Home > Newspaper Articles > 1970 > November 17 1970 (8:30 pm). Denver CO.

CONCERT DATE: November 17 1970 (8:30 pm). Denver CO.

Elvis Fans Turn Out -- 11,500 strong.
by Thomas MacCluskey
Rocky Mountain News
November 18, 1970

The Coliseum was ceiling to ceiling with Elvis Presley fans -- 11,500 strong. Screaming strong! Continuous flashbulb firing strong.

After almost 15 years of national, even international, super popularity, the ever-young man wailed through a set of songs from classic rock and roll, through gospel, country and old and new pop.

Whatever they say ("they" being the pseudo-sophisticated critics who have forgotten the purpose of music), Elvis sings damned well. Technically, he has the ability to maneuver through all the songs he chooses with accurate enough intonation and as obviously swinging rhythmic drive.

In the expressivity department - where music really does its thing - Elvis has few peers.

SURE, HE has all the dramatic gimmicks of show biz built in; but it should be remembered that he set the standard (among white performers, anyhow) back in January and February 1956 when he made five successive appearances on nationwide TV on the Jackie Gleason Stage Show.
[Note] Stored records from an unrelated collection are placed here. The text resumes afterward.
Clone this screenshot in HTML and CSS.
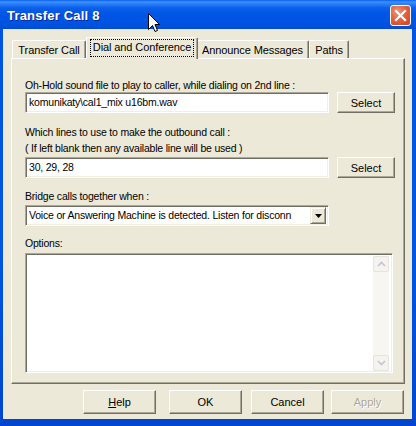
FILE: index.html
```html
<!DOCTYPE html>
<html>
<head>
<meta charset="utf-8">
<link rel="stylesheet" href="styles.css">
</head>
<body>
<div class="window">
  <div class="titlebar">
    <span class="title">Transfer Call 8</span>
    <div class="close">
      <svg width="13" height="13" viewBox="0 0 13 13"><path d="M2 2 L11 11 M11 2 L2 11" stroke="#fff" stroke-width="2.2" stroke-linecap="square"/></svg>
    </div>
  </div>
  <div class="client">
    <div class="tabs">
      <div class="tab t1">Transfer Call</div>
      <div class="tab active t2"><span class="focus">Dial and Conference</span></div>
      <div class="tab t3">Announce Messages</div>
      <div class="tab t4">Paths</div>
    </div>
    <div class="panel">
      <div class="label l1">Oh-Hold sound file to play to caller, while dialing on 2nd line :</div>
      <div class="row">
        <div class="field">komunikaty\cal1_mix u16bm.wav</div>
        <div class="btn select">Select</div>
      </div>
      <div class="label l2">Which lines to use to make the outbound call :</div>
      <div class="label l3">( If left blank then any available line will be used )</div>
      <div class="row">
        <div class="field">30, 29, 28</div>
        <div class="btn select">Select</div>
      </div>
      <div class="label l4">Bridge calls together when :</div>
      <div class="combo">
        <div class="combo-text">Voice or Answering Machine is detected. Listen for disconn</div>
        <div class="combo-btn"><svg width="7" height="4" viewBox="0 0 7 4"><path d="M0 0 H7 L3.5 4 Z" fill="#000"/></svg></div>
      </div>
      <div class="label l5">Options:</div>
      <div class="memo">
        <div class="memo-body"></div>
        <div class="scroll">
          <div class="sbtn"><svg width="9" height="6" viewBox="0 0 9 6"><path d="M1 5 L4.5 1.5 L8 5" fill="none" stroke="#C3C6CF" stroke-width="1.6"/></svg></div>
          <div class="strack"></div>
          <div class="sbtn"><svg width="9" height="6" viewBox="0 0 9 6"><path d="M1 1 L4.5 4.5 L8 1" fill="none" stroke="#C3C6CF" stroke-width="1.6"/></svg></div>
        </div>
      </div>
    </div>
    <div class="buttons">
      <div class="btn dlg b-help"><span class="u">H</span>elp</div>
      <div class="btn dlg b-ok">OK</div>
      <div class="btn dlg b-cancel">Cancel</div>
      <div class="btn dlg b-apply disabled">Apply</div>
    </div>
  </div>
  <svg class="cursor" width="12" height="20" viewBox="0 0 12 20"><path d="M0.5 0.5 L0.5 16.5 L4.5 12.5 L7 18.5 L9.5 17.5 L7 11.5 L11.5 11.5 Z" fill="#fff" stroke="#000" stroke-width="1"/></svg>
</div>
</body>
</html>
```

FILE: styles.css
```css
* { box-sizing: border-box; }
html, body { margin: 0; padding: 0; }
body {
  font-family: "Liberation Sans", Arial, sans-serif;
  font-size: 10.5px;
  letter-spacing: -0.2px;
  color: #000;
  background: #fff;
}
.window {
  position: relative;
  width: 416px;
  height: 426px;
  display: flex;
  flex-direction: column;
  background: linear-gradient(to bottom, #0054E3 0%, #0055E5 60%, #0046CF 100%);
}
.titlebar {
  height: 29px;
  display: flex;
  align-items: center;
  padding-left: 7px;
  padding-right: 5px;
  background: linear-gradient(to bottom, #0A60EE 0px, #3D93FF 2px, #2A7EF8 4px, #0A5FEB 8px, #0055E5 14px, #0054E3 22px, #0050DC 27px, #004BD2 29px);
}
.title {
  flex: 1;
  color: #fff;
  font-weight: bold;
  font-size: 13px;
  letter-spacing: 0.2px;
  font-family: "Liberation Sans", Arial, sans-serif;
  text-shadow: 1px 1px 0 #0A2C9A;
  padding-top: 1px;
}
.close {
  width: 21px;
  height: 21px;
  border: 1px solid #fff;
  border-radius: 3px;
  background: radial-gradient(circle at 35% 30%, #F0957A 0%, #E2623E 45%, #CC4521 100%);
  display: flex;
  align-items: center;
  justify-content: center;
  margin-top: 1px;
}
.client {
  flex: 1;
  margin: 0 4px 7px 3px;
  background: #ECE9D8;
  display: flex;
  flex-direction: column;
}
.tabs {
  display: flex;
  align-items: flex-end;
  height: 29px;
  padding-left: 9px;
  position: relative;
  z-index: 2;
}
.tab {
  height: 18px;
  background: #ECE9D8;
  border-top: 1px solid #fff;
  border-left: 1px solid #fff;
  border-right: 1px solid #716F64;
  box-shadow: inset -1px 0 0 #ACA899;
  border-radius: 2px 2px 0 0;
  display: flex;
  align-items: center;
  justify-content: center;
  padding-top: 1px;
  white-space: nowrap;
  font-size: 11px;
  letter-spacing: -0.1px;
}
.t1 { width: 74px; }
.t2 { width: 112px; }
.t3 { width: 113px; }
.t4 { width: 40px; }
.tab.active {
  height: 22px;
  margin-left: 0;
  margin-right: -2px;
  margin-bottom: -1px;
  position: relative;
  z-index: 3;
  align-items: flex-start;
  padding-top: 2px;
}
.focus {
  outline: 1px dotted #000;
  outline-offset: 0;
  padding: 1px 2px 2px 2px;
  line-height: 13px;
}
.panel {
  margin-left: 8px;
  width: 394px;
  height: 326px;
  border-top: 1px solid #fff;
  border-left: 1px solid #fff;
  border-right: 1px solid #716F64;
  border-bottom: 1px solid #716F64;
  box-shadow: inset -1px -1px 0 #ACA899;
  padding: 19px 0 0 13px;
  display: flex;
  flex-direction: column;
}
.label {
  line-height: 14px;
  height: 14px;
  white-space: nowrap;
}
.l2 { margin-top: 12px; }
.l3 { margin-top: 2px; }
.l4 { margin-top: 11px; }
.l5 { margin-top: 10px; }
.row {
  display: flex;
}
.l3 + .row { margin-top: 2px; }
.field {
  width: 304px;
  height: 21px;
  background: #fff;
  border-top: 1px solid #ACA899;
  border-left: 1px solid #ACA899;
  border-right: 1px solid #fff;
  border-bottom: 1px solid #fff;
  box-shadow: inset 1px 1px 0 #716F64, inset -1px -1px 0 #F1EFE2;
  padding-left: 3px;
  line-height: 19px;
  white-space: nowrap;
}
.btn {
  background: #ECE9D8;
  border-top: 1px solid #fff;
  border-left: 1px solid #fff;
  border-right: 1px solid #716F64;
  border-bottom: 1px solid #716F64;
  box-shadow: inset -1px -1px 0 #ACA899;
  display: flex;
  align-items: center;
  justify-content: center;
  font-size: 11px;
  letter-spacing: 0;
}
.select {
  width: 58px;
  height: 21px;
  margin-left: 8px;
}
.combo {
  margin-top: 2px;
  width: 304px;
  height: 21px;
  background: #fff;
  border-top: 1px solid #ACA899;
  border-left: 1px solid #ACA899;
  border-right: 1px solid #fff;
  border-bottom: 1px solid #fff;
  box-shadow: inset 1px 1px 0 #716F64, inset -1px -1px 0 #F1EFE2;
  display: flex;
  padding: 1px 2px 1px 1px;
}
.combo-text {
  flex: 1;
  padding-left: 2px;
  line-height: 17px;
  white-space: nowrap;
  overflow: hidden;
}
.combo-btn {
  width: 16px;
  height: 17px;
  background: #ECE9D8;
  border-top: 1px solid #F1EFE2;
  border-left: 1px solid #F1EFE2;
  border-right: 1px solid #716F64;
  border-bottom: 1px solid #716F64;
  box-shadow: inset 1px 1px 0 #fff, inset -1px -1px 0 #ACA899;
  display: flex;
  align-items: center;
  justify-content: center;
}
.memo {
  margin-top: 3px;
  width: 368px;
  height: 120px;
  background: #fff;
  border-top: 1px solid #ACA899;
  border-left: 1px solid #ACA899;
  border-right: 1px solid #fff;
  border-bottom: 1px solid #fff;
  box-shadow: inset 1px 1px 0 #716F64, inset -1px -1px 0 #F1EFE2;
  display: flex;
  padding: 2px 2px 1px 2px;
}
.memo-body { flex: 1; }
.scroll {
  width: 16px;
  background: #F7F6F1;
  display: flex;
  flex-direction: column;
  margin-right: 1px;
}
.sbtn {
  height: 16px;
  border: 1px solid #E6E4DC;
  border-radius: 2px;
  background: #F4F3EE;
  display: flex;
  align-items: center;
  justify-content: center;
}
.strack { flex: 1; }
.buttons {
  display: flex;
  margin-top: 6px;
  padding-left: 80px;
}
.dlg {
  width: 73px;
  height: 24px;
}
.b-ok { margin-left: 13px; }
.b-cancel { margin-left: 9px; }
.b-apply { margin-left: 7px; }
.u { text-decoration: underline; }
.disabled {
  color: #ACA899;
  text-shadow: 1px 1px 0 #fff;
}
.cursor {
  position: absolute;
  left: 148px;
  top: 13px;
}
```
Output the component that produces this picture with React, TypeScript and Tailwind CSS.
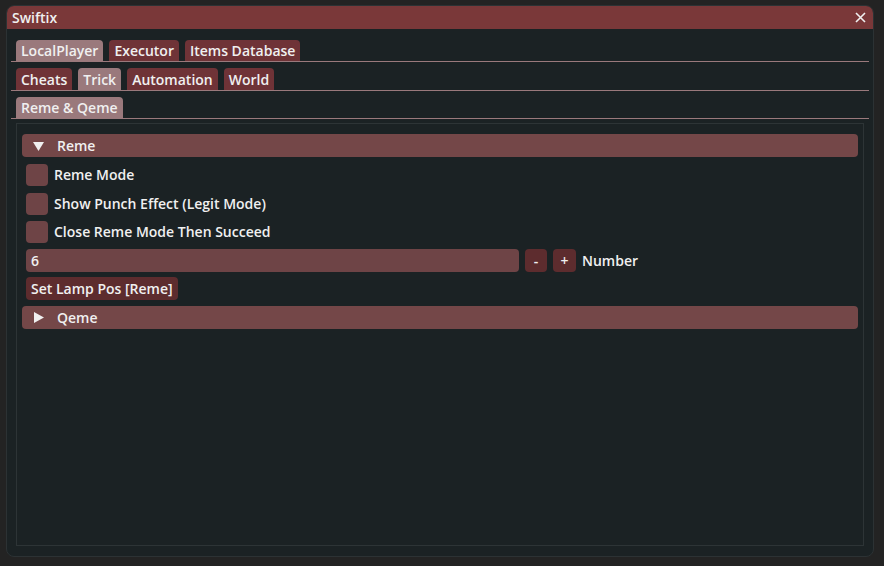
import React from "react";

const font = { fontFamily: '"Open Sans", "Noto Sans", sans-serif' };

function Tab({ label, active, h }: { label: string; active?: boolean; h: string }) {
  return (
    <div
      className={`${h} px-[5px] flex items-center rounded-t-[4px] text-[14px] font-semibold text-[#f0f0f0] ${
        active ? "bg-[#9a797c]" : "bg-[#6f3337]"
      }`}
    >
      {label}
    </div>
  );
}

function TabRow({ tabs, active, h }: { tabs: string[]; active: number; h: string }) {
  return (
    <div className="flex gap-[6px] border-b border-[#9a797c] mx-[4px] px-[5px]">
      {tabs.map((t, i) => (
        <Tab key={t} label={t} active={i === active} h={h} />
      ))}
    </div>
  );
}

function Checkbox({ label, mb }: { label: string; mb: string }) {
  return (
    <div className={`flex items-center gap-[6px] h-[23px] ml-[4px] ${mb}`}>
      <div className="w-[22px] h-[22px] rounded-[4px] bg-[#6e4446]" />
      <span className="text-[14px] font-semibold text-[#f0f0f0]">{label}</span>
    </div>
  );
}

function Header({ label, open }: { label: string; open?: boolean }) {
  return (
    <div className="h-[23px] rounded-[4px] bg-[#744748] flex items-center pl-[11px] text-[14px] font-semibold text-[#f0f0f0]">
      {open ? (
        <svg width="11" height="10" viewBox="0 0 11 10" className="mr-[13px]">
          <polygon points="0,1 11,1 5.5,10" fill="#f0f0f0" />
        </svg>
      ) : (
        <svg width="11" height="11" viewBox="0 0 11 11" className="mr-[13px]">
          <polygon points="1,0 11,5.5 1,11" fill="#f0f0f0" />
        </svg>
      )}
      {label}
    </div>
  );
}

export default function App() {
  return (
    <div className="w-[884px] h-[566px] bg-[#232323] pt-[5px] pl-[6px] pr-[10px] pb-[9px]" style={font}>
      <div className="w-full h-full bg-[#1b2224] rounded-[8px] border border-[#2c3234] flex flex-col overflow-hidden">
        <div className="h-[23px] bg-[#7a3839] flex items-center justify-between pl-[5px] pr-[7px] shrink-0">
          <span className="text-[14px] font-semibold text-[#f0f0f0]">Swiftix</span>
          <svg width="11" height="11" viewBox="0 0 11 11">
            <path d="M1 1 L10 10 M10 1 L1 10" stroke="#f0f0f0" strokeWidth="1.6" />
          </svg>
        </div>
        <div className="flex flex-col gap-[6px] pt-[11px]">
          <TabRow tabs={["LocalPlayer", "Executor", "Items Database"]} active={0} h="h-[21px]" />
          <TabRow tabs={["Cheats", "Trick", "Automation", "World"]} active={1} h="h-[22px]" />
          <TabRow tabs={["Reme & Qeme"]} active={0} h="h-[21px]" />
        </div>
        <div className="flex-1 mx-[9px] mt-[4px] mb-[10px] border border-[#2d3436] px-[5px] pt-[10px] flex flex-col">
          <div className="mb-[6px]">
            <Header label="Reme" open />
          </div>
          <Checkbox label="Reme Mode" mb="mb-[6px]" />
          <Checkbox label="Show Punch Effect (Legit Mode)" mb="mb-[5px]" />
          <Checkbox label="Close Reme Mode Then Succeed" mb="mb-[6px]" />
          <div className="flex items-center gap-[6px] ml-[4px] h-[23px] mb-[5px]">
            <div className="w-[493px] h-[23px] rounded-[4px] bg-[#6e4446] flex items-center px-[5px] text-[14px] font-semibold text-[#f0f0f0]">
              6
            </div>
            <div className="w-[22px] h-[23px] rounded-[4px] bg-[#5d2c2e] flex items-center justify-center text-[14px] font-semibold text-[#f0f0f0]">
              -
            </div>
            <div className="w-[23px] h-[23px] rounded-[4px] bg-[#5d2c2e] flex items-center justify-center text-[14px] font-semibold text-[#f0f0f0]">
              +
            </div>
            <span className="text-[14px] font-semibold text-[#f0f0f0]">Number</span>
          </div>
          <div className="ml-[4px] flex mb-[6px]">
            <div className="h-[23px] rounded-[4px] bg-[#5d2c2e] flex items-center px-[5px] text-[14px] font-semibold text-[#f0f0f0]">
              Set Lamp Pos [Reme]
            </div>
          </div>
          <Header label="Qeme" />
        </div>
      </div>
    </div>
  );
}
Yes, he derived the gestures, sound and singing style from blacks such as Arthur Crudup, Bob Diddley and others, but he put it all together with his already developed country style and created a worldwide musical revolution which hasn't stopped spinning yet.

The musical giant demonstrated to his Denver fans not only all of the talents that have sustained his popularity but also the on-stage natutalness and down home humility for which he's always been known.

He introduced each member of his band; his manager of 15 years, Col. Tom Parker; his conductor, Joe Guerico, and his father.

He thanked all of the personnel who are traveling with him from his Las Vegas show and he gave special praise to Denverite Joe Flores' 15-men orchestra, which accompanied the entire performance with well rehearsed, hard-driving playing.

LET ME TELL you the pelvis still works. And the longish coal black hair and sideburns that cover the ears still fly when the head bounces and body gyrates.

The arms dramatically conduct all the band's rhythmic punches and the legs swing into their wide-spread stance often.

The pure white, skin-tight jumpsuit with the high collar and long fringe and the sparkling green sash and neck scarf don't exactly epitomize "Heartbreak Hotel" or "Hound Dog," but they certainly dazzle the eyes.

And the Elvis face is as handsome as ever, gals.

The evenings's festivities got under way with a seven minute blasting performance (due to ears unyet accustomed to a tremendously powerful sound system) by The Imperials, a polished white, pop-gospel quartet.

Immediately, thereafter, four black is beautiful young gals charged on stage in a scarlet-orange flash to turn on the audience further with 15 minutes of fine soul singing and visual swinging. The group, the Sweet Inspirations is aptly named.

Comedian Sammy Shore rounded out the fast-paced show with a wide variety of humor, which was received enthusiastically by the huge audience.